### WHAT YOU NEED TO DO
Extract the opening line of the entries and every line after it, stopping at and including the line that contains "</body></html>". Do not include pictures.

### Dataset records
# # # # #

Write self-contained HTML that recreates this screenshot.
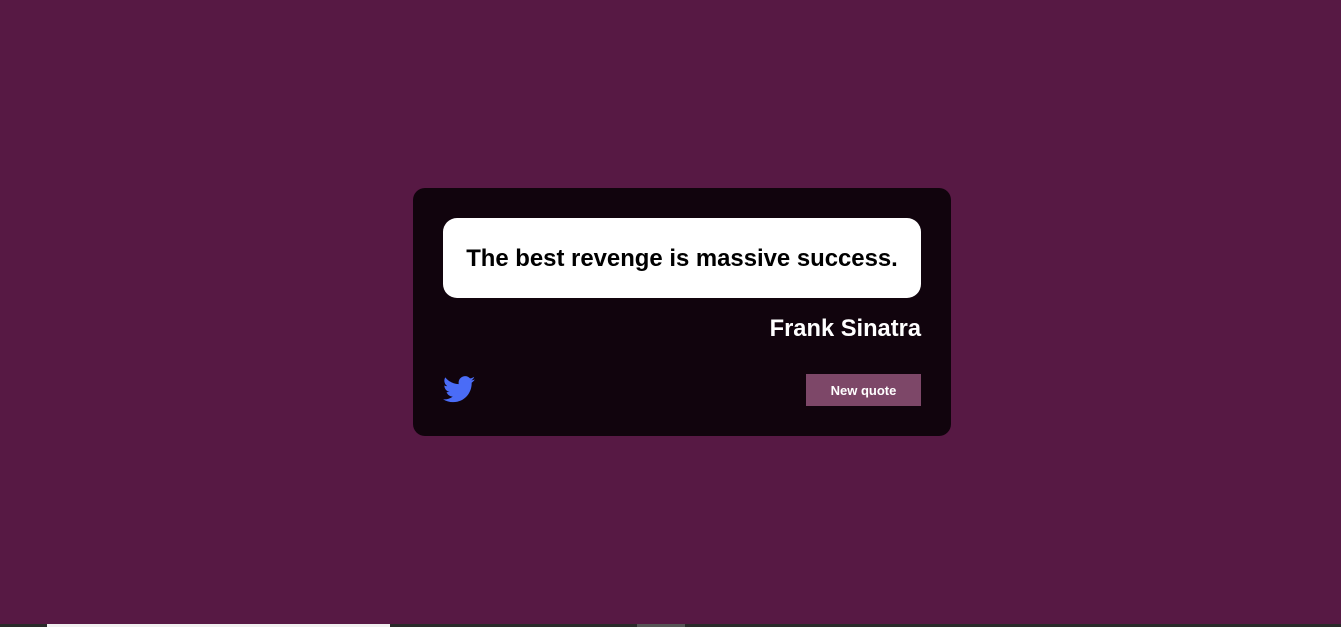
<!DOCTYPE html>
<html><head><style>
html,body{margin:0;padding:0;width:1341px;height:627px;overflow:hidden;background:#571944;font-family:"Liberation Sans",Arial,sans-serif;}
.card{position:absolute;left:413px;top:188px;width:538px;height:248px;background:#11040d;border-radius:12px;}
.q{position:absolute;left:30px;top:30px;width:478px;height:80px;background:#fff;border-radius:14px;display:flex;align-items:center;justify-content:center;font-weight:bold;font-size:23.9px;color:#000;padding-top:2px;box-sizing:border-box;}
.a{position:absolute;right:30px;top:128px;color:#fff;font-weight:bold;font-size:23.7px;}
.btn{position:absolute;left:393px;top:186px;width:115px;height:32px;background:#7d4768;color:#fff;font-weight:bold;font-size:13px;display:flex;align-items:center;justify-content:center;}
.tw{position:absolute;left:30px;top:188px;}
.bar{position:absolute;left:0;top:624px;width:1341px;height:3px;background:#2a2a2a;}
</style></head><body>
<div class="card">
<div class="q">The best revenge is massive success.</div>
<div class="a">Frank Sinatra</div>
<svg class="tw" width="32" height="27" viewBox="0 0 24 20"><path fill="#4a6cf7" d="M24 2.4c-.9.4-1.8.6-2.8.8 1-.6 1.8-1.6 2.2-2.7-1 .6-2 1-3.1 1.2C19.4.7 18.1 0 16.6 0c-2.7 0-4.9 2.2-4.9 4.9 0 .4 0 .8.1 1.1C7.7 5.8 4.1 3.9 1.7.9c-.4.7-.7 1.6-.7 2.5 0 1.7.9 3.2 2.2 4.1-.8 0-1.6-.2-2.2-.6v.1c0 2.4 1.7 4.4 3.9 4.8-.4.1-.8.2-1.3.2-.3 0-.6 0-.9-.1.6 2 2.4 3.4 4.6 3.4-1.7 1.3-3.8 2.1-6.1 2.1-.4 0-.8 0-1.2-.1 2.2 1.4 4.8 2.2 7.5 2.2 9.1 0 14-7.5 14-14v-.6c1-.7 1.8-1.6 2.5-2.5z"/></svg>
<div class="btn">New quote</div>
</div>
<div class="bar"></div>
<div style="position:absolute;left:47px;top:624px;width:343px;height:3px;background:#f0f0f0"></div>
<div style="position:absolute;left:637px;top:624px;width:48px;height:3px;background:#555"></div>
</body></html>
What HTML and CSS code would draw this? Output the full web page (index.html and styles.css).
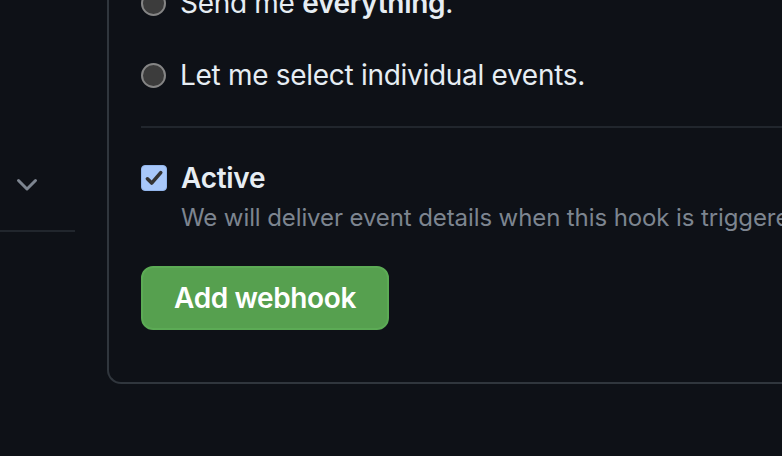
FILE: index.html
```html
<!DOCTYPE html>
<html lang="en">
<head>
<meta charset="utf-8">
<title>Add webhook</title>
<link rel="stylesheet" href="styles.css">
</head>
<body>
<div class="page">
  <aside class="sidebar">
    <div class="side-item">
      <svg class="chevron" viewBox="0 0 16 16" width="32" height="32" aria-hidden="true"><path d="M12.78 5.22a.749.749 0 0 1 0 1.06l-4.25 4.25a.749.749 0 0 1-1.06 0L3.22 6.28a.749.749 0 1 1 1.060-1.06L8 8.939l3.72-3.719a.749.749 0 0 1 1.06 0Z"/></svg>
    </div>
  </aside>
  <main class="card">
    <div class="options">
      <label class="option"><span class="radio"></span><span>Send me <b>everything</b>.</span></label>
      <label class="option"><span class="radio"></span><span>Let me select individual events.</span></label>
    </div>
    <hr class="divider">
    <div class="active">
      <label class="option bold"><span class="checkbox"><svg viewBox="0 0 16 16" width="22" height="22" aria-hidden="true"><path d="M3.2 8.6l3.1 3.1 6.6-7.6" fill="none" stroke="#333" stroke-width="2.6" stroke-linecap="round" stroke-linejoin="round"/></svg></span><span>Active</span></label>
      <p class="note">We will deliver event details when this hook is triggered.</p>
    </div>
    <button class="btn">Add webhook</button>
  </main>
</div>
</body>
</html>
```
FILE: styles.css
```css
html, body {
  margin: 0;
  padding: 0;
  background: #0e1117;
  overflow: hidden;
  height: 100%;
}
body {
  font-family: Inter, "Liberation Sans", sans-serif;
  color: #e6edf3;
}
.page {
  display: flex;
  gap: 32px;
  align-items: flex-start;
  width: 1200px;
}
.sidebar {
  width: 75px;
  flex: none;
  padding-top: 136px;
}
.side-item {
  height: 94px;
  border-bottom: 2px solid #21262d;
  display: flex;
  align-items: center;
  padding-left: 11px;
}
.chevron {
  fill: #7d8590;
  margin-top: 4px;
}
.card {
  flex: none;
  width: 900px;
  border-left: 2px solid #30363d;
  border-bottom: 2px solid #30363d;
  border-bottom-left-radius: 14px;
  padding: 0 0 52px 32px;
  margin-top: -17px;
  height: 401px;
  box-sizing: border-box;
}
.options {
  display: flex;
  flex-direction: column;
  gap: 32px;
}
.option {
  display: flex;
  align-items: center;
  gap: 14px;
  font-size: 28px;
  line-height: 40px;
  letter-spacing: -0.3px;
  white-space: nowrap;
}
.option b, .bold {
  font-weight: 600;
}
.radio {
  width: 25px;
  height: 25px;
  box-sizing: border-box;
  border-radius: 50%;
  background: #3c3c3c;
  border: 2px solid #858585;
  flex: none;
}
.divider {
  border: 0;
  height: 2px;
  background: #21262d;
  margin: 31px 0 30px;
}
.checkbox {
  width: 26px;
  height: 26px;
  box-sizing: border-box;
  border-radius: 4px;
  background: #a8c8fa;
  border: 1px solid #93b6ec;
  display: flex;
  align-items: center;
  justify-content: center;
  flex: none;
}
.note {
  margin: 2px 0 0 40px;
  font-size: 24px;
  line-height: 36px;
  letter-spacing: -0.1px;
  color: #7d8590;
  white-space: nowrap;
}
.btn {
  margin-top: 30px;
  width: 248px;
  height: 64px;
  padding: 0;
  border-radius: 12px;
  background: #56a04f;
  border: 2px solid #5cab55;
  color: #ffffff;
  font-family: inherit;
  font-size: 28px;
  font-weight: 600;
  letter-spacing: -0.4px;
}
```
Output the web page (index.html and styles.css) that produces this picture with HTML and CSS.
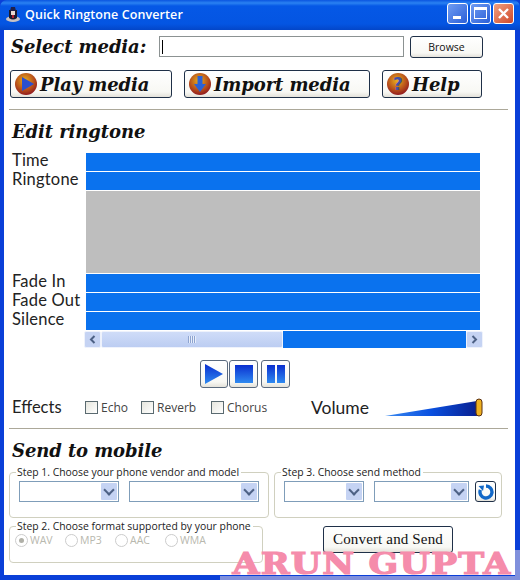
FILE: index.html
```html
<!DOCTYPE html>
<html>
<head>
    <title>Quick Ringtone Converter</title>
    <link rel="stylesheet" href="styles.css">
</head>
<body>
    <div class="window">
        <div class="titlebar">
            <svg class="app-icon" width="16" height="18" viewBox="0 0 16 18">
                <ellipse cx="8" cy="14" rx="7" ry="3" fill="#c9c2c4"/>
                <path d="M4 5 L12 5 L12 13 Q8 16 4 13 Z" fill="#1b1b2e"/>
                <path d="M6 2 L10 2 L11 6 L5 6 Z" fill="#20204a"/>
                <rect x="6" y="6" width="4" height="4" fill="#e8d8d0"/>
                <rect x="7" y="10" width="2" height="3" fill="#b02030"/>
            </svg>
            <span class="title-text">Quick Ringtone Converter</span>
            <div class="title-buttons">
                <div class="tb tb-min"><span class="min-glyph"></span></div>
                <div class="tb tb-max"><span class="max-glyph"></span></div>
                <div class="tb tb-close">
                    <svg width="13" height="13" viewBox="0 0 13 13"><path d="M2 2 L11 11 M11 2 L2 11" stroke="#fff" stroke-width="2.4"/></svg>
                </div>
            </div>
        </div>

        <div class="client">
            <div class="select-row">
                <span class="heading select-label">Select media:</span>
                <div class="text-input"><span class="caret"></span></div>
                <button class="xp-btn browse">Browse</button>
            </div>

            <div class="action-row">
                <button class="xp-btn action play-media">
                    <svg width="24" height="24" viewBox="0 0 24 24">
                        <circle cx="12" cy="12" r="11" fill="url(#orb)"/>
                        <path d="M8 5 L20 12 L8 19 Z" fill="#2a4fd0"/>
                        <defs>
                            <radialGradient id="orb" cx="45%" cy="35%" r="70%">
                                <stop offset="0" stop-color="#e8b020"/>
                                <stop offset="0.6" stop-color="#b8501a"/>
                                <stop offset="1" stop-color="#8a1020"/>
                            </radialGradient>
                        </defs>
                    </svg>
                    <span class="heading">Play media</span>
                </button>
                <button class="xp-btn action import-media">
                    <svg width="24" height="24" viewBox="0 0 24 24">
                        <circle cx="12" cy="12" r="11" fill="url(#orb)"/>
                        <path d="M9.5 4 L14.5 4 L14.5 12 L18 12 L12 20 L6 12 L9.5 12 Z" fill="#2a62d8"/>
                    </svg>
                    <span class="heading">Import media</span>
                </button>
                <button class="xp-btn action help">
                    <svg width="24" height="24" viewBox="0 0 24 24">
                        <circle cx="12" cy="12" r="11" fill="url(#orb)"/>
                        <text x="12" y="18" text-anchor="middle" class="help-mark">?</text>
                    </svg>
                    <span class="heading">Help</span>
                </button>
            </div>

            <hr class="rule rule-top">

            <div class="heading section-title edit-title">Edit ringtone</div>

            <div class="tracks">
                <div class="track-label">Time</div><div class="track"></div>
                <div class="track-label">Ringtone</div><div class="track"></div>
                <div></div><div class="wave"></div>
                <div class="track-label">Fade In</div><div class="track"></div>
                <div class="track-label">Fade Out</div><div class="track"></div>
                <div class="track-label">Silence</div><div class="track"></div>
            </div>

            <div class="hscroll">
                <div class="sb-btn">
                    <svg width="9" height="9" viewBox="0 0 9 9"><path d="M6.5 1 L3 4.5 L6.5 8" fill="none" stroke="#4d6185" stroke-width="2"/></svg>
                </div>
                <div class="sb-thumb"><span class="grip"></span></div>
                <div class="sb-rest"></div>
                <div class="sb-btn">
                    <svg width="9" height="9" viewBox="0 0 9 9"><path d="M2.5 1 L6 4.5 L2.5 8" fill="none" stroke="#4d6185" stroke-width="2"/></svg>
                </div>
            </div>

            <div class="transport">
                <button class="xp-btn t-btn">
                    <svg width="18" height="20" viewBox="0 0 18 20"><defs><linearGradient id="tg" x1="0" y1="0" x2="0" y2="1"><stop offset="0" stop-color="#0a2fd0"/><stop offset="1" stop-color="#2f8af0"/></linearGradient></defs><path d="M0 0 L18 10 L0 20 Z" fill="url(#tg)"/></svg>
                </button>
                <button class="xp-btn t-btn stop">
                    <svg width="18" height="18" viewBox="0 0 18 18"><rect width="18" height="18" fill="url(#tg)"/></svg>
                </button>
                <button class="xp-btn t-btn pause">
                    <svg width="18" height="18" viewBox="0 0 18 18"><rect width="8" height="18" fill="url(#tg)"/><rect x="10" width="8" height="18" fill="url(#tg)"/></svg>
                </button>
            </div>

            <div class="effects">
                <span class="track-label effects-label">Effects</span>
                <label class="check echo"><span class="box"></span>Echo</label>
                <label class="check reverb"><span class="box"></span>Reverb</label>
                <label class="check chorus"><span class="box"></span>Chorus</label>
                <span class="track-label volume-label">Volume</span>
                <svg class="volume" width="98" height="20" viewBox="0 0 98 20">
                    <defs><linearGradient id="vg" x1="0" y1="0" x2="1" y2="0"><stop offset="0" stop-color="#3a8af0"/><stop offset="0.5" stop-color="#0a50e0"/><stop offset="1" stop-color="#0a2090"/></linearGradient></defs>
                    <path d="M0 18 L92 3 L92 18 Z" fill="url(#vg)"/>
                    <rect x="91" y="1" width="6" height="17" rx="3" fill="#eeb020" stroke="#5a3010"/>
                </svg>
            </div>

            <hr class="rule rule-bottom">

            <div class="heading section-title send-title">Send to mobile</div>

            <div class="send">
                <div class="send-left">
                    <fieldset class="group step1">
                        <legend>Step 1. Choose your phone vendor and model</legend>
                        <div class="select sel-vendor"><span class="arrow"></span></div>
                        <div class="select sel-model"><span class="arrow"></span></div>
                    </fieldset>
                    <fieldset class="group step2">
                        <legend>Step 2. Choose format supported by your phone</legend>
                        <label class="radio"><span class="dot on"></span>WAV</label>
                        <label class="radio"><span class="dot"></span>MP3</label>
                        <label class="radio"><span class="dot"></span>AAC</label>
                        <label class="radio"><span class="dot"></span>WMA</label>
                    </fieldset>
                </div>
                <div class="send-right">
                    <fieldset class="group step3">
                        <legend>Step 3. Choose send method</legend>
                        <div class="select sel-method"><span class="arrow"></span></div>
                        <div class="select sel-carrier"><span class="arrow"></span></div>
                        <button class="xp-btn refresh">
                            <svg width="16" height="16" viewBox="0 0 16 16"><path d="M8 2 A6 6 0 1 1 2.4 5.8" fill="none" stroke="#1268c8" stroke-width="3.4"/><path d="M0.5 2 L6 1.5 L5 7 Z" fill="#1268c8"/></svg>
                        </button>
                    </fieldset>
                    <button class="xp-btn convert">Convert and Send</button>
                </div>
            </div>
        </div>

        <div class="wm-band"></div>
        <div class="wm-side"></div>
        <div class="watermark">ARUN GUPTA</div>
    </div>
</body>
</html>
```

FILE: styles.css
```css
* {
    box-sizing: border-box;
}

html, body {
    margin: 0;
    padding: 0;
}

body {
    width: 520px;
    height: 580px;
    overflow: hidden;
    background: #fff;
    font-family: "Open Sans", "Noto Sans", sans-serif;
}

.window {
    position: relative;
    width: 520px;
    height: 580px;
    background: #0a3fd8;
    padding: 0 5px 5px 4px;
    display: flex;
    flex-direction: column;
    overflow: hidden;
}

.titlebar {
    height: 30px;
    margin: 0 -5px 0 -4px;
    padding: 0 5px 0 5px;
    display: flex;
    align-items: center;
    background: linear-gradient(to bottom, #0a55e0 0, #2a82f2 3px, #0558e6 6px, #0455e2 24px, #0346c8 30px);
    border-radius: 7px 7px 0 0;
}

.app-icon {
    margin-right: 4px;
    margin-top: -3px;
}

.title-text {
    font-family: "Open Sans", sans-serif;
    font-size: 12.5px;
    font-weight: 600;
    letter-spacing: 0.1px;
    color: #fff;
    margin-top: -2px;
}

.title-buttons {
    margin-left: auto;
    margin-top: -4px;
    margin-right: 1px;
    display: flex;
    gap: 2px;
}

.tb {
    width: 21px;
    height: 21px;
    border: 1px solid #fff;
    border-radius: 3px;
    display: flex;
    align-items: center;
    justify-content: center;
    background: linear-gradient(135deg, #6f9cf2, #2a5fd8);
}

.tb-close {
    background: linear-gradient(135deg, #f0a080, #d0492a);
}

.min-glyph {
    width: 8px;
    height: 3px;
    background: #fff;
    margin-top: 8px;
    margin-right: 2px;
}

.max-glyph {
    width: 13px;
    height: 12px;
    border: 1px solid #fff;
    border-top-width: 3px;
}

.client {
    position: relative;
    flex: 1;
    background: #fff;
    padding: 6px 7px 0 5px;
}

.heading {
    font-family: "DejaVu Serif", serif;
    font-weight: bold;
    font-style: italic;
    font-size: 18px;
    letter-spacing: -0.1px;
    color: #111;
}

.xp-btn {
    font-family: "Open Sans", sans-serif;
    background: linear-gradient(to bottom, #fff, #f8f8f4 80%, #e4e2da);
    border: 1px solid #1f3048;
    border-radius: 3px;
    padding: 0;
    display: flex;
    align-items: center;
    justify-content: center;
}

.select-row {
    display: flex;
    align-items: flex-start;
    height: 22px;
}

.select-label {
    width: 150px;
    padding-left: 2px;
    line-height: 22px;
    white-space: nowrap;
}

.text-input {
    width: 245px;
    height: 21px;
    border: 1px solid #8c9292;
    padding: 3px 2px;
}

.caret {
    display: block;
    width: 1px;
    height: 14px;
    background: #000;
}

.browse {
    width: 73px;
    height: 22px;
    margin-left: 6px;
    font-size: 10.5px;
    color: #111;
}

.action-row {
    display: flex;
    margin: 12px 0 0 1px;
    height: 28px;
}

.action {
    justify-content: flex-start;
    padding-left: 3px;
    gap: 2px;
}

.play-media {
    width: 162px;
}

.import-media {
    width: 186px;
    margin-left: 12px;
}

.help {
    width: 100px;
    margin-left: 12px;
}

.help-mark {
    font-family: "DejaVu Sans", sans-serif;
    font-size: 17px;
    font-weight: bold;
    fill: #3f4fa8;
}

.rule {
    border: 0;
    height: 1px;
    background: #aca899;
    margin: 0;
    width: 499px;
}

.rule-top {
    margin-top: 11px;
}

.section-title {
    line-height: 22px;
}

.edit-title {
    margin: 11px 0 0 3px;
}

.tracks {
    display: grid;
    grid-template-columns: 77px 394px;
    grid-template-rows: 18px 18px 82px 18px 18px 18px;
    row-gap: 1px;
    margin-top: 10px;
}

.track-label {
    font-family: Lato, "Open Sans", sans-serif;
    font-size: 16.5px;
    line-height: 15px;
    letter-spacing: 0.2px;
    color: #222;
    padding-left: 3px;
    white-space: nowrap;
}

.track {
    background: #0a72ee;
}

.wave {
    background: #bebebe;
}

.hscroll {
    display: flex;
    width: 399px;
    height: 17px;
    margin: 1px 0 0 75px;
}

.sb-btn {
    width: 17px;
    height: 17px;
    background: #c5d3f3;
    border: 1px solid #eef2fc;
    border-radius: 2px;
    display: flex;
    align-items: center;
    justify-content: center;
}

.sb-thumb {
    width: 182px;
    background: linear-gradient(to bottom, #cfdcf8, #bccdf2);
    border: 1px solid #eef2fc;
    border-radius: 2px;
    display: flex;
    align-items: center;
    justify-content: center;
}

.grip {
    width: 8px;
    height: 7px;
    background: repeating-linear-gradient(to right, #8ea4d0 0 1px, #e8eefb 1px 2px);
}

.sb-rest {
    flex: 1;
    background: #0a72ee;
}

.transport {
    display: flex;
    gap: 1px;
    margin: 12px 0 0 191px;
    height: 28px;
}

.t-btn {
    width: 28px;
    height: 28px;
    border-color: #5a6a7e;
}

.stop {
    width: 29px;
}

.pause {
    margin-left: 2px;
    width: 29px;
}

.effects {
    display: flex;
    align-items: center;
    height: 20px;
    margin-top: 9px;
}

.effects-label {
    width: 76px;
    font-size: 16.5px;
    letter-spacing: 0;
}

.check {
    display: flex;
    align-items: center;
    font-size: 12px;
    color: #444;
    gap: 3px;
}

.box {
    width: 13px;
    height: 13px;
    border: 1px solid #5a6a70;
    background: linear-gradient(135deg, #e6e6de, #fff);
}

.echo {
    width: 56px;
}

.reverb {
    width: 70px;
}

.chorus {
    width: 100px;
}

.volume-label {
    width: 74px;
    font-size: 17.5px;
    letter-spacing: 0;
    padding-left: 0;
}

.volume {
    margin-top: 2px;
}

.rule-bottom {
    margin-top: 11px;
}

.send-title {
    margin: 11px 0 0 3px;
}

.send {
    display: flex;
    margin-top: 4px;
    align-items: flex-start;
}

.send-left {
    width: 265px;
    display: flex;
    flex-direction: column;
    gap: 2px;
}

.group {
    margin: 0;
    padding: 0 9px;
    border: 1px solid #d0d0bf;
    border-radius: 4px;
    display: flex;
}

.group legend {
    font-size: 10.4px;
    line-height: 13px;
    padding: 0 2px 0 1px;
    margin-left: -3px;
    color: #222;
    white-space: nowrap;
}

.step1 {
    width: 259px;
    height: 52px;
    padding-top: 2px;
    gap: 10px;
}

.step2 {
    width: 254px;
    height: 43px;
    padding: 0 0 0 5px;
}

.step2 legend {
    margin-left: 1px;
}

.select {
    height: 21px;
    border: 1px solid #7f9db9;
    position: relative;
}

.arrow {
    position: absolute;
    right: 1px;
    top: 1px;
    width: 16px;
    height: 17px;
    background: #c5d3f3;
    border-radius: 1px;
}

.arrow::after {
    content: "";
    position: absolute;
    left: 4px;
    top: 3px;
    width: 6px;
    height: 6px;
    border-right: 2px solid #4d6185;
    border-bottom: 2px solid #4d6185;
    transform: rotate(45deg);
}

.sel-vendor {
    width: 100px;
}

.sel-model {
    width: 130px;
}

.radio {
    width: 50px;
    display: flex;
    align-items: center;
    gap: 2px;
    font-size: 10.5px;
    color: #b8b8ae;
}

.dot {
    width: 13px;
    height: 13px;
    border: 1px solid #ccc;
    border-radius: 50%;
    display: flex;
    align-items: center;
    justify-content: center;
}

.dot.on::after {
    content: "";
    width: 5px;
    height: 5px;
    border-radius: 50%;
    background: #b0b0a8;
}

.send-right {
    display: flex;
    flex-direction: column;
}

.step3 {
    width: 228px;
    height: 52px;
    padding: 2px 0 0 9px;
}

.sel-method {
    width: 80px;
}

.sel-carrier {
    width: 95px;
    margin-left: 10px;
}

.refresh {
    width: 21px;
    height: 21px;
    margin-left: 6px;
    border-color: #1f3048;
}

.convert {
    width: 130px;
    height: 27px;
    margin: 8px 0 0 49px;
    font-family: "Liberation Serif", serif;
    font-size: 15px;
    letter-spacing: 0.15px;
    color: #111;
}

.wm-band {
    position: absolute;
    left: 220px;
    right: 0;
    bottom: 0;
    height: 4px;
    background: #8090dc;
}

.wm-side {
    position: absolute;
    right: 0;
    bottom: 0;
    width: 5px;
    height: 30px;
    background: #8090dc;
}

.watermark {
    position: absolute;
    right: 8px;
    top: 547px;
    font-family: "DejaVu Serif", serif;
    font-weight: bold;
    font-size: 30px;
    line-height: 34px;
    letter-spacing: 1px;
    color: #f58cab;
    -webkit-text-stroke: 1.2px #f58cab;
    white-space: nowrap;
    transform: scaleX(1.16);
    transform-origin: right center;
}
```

# # # # #

### WORKED SOLUTION
Write self-contained HTML that recreates this screenshot.
<!DOCTYPE html>
<html><head><style>
html,body{margin:0;padding:0;width:1341px;height:627px;overflow:hidden;background:#571944;font-family:"Liberation Sans",Arial,sans-serif;}
.card{position:absolute;left:413px;top:188px;width:538px;height:248px;background:#11040d;border-radius:12px;}
.q{position:absolute;left:30px;top:30px;width:478px;height:80px;background:#fff;border-radius:14px;display:flex;align-items:center;justify-content:center;font-weight:bold;font-size:23.9px;color:#000;padding-top:2px;box-sizing:border-box;}
.a{position:absolute;right:30px;top:128px;color:#fff;font-weight:bold;font-size:23.7px;}
.btn{position:absolute;left:393px;top:186px;width:115px;height:32px;background:#7d4768;color:#fff;font-weight:bold;font-size:13px;display:flex;align-items:center;justify-content:center;}
.tw{position:absolute;left:30px;top:188px;}
.bar{position:absolute;left:0;top:624px;width:1341px;height:3px;background:#2a2a2a;}
</style></head><body>
<div class="card">
<div class="q">The best revenge is massive success.</div>
<div class="a">Frank Sinatra</div>
<svg class="tw" width="32" height="27" viewBox="0 0 24 20"><path fill="#4a6cf7" d="M24 2.4c-.9.4-1.8.6-2.8.8 1-.6 1.8-1.6 2.2-2.7-1 .6-2 1-3.1 1.2C19.4.7 18.1 0 16.6 0c-2.7 0-4.9 2.2-4.9 4.9 0 .4 0 .8.1 1.1C7.7 5.8 4.1 3.9 1.7.9c-.4.7-.7 1.6-.7 2.5 0 1.7.9 3.2 2.2 4.1-.8 0-1.6-.2-2.2-.6v.1c0 2.4 1.7 4.4 3.9 4.8-.4.1-.8.2-1.3.2-.3 0-.6 0-.9-.1.6 2 2.4 3.4 4.6 3.4-1.7 1.3-3.8 2.1-6.1 2.1-.4 0-.8 0-1.2-.1 2.2 1.4 4.8 2.2 7.5 2.2 9.1 0 14-7.5 14-14v-.6c1-.7 1.8-1.6 2.5-2.5z"/></svg>
<div class="btn">New quote</div>
</div>
<div class="bar"></div>
<div style="position:absolute;left:47px;top:624px;width:343px;height:3px;background:#f0f0f0"></div>
<div style="position:absolute;left:637px;top:624px;width:48px;height:3px;background:#555"></div>
</body></html>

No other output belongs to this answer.